Wednesday, January 16, 2013

Should we artificially lower temperature in septic patients? It's complicated.

In general the lowering of body temperature in febrile patients via antipyretics or external methods is useless in terms of outcomes and may be harmful. Exceptions include heat stroke and other hyperthermia syndromes, stroke patients and post cardiac arrest patients.

The issue recently became more nuanced when publication of this paper from the blue journal added another possible exception: patients in septic shock treated with external cooling, in whom a decrease in pressor requirements and mortality was observed. On the other hand the use of antipyretics in septic patients across the board was associated with increased mortality in this study.

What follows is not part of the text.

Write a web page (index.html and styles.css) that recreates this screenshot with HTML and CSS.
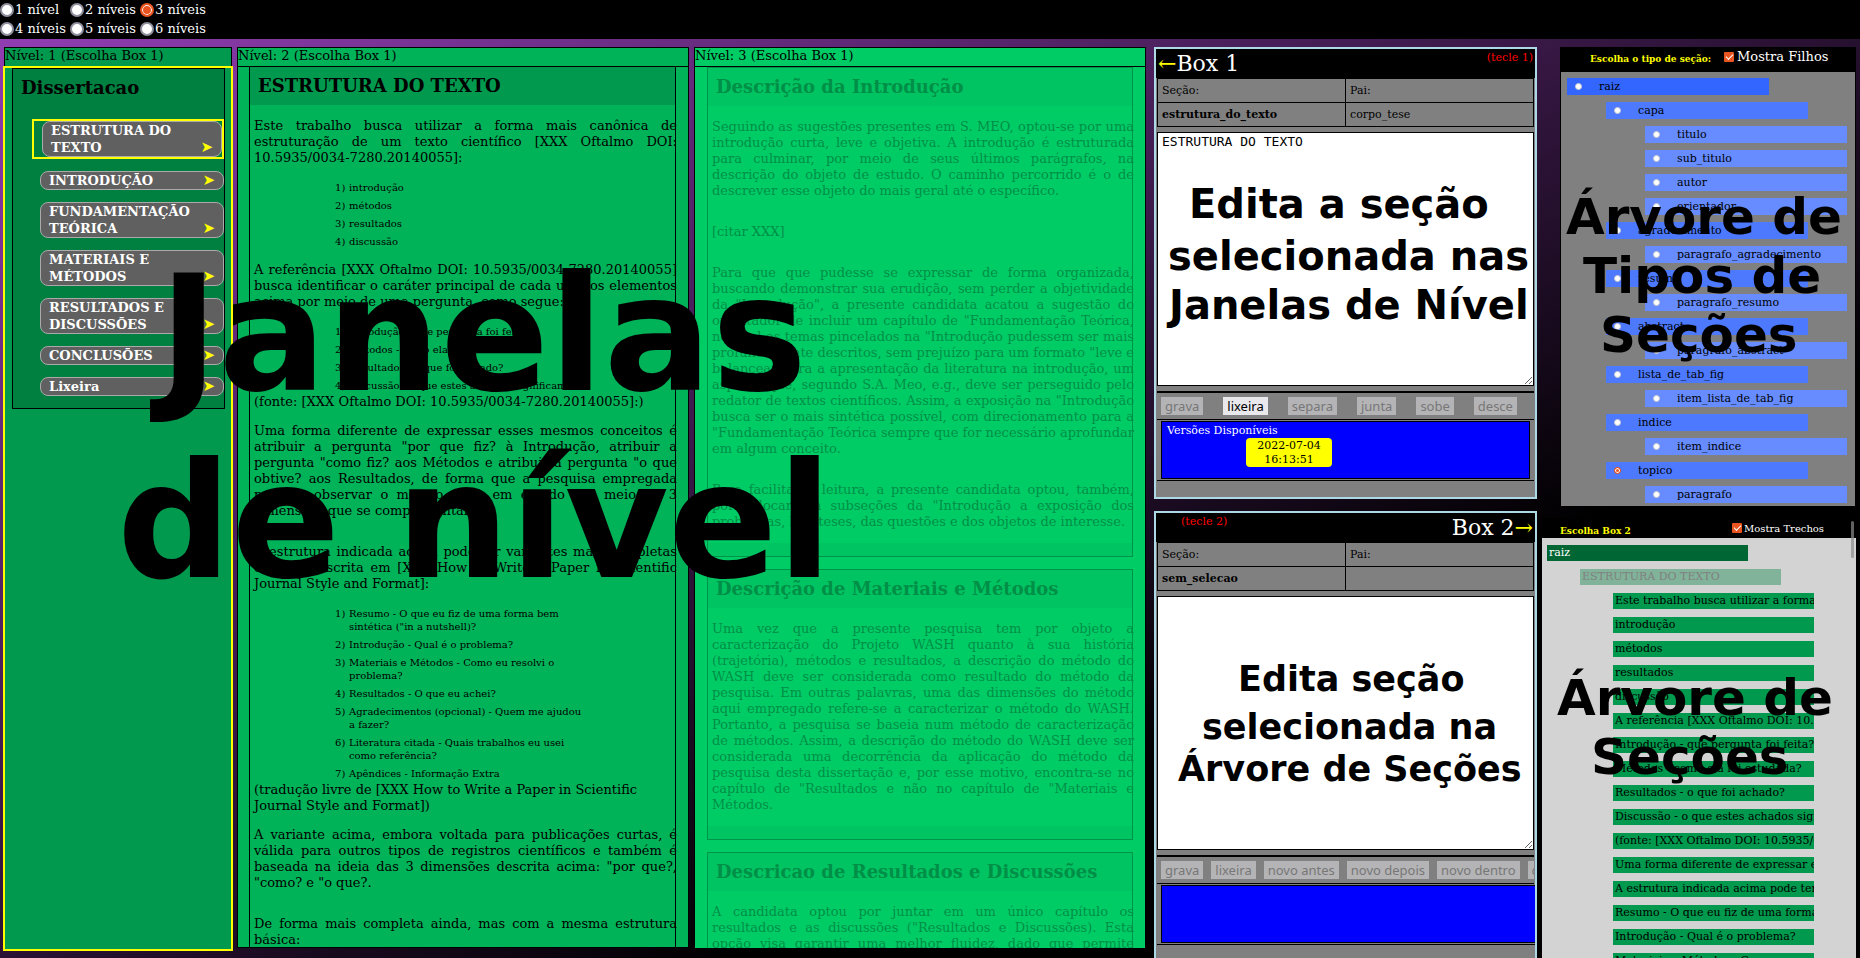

It is intuitive that external cooling would reduce pressor requirement because it induces vasoconstriction.

1 comment:

Yaya said...

Well, it is a really interesting topic academically and in my daily medical practice. Academically i have been hearing/reading different and sometimes paradoxical things in this regard over the past 5-6 years. i remember in some of my rotations I was blamed for not giving antipyretics to patients with fever and in some others blamed for giving antipyretics!!! Furhtermore one of the most terrifying finding for our nurses in a patient is fever and the automatic question after it is:"Dr. we must give him/her something to control the fever". Well it takes a few minutes to explain the first nurse that fever is a presumed defence mechanism against the infection and i prefer not to give antipyretics for a slight fever. Well the first nurse looks sceptically at me and goes out. I begin to think about the possible causes/foci of fever,and begin with the routine fever work-up. in a few hours comes another nurse and asks the same question. and again and again. Eventually i give up and give the patient something to bring the temperature down.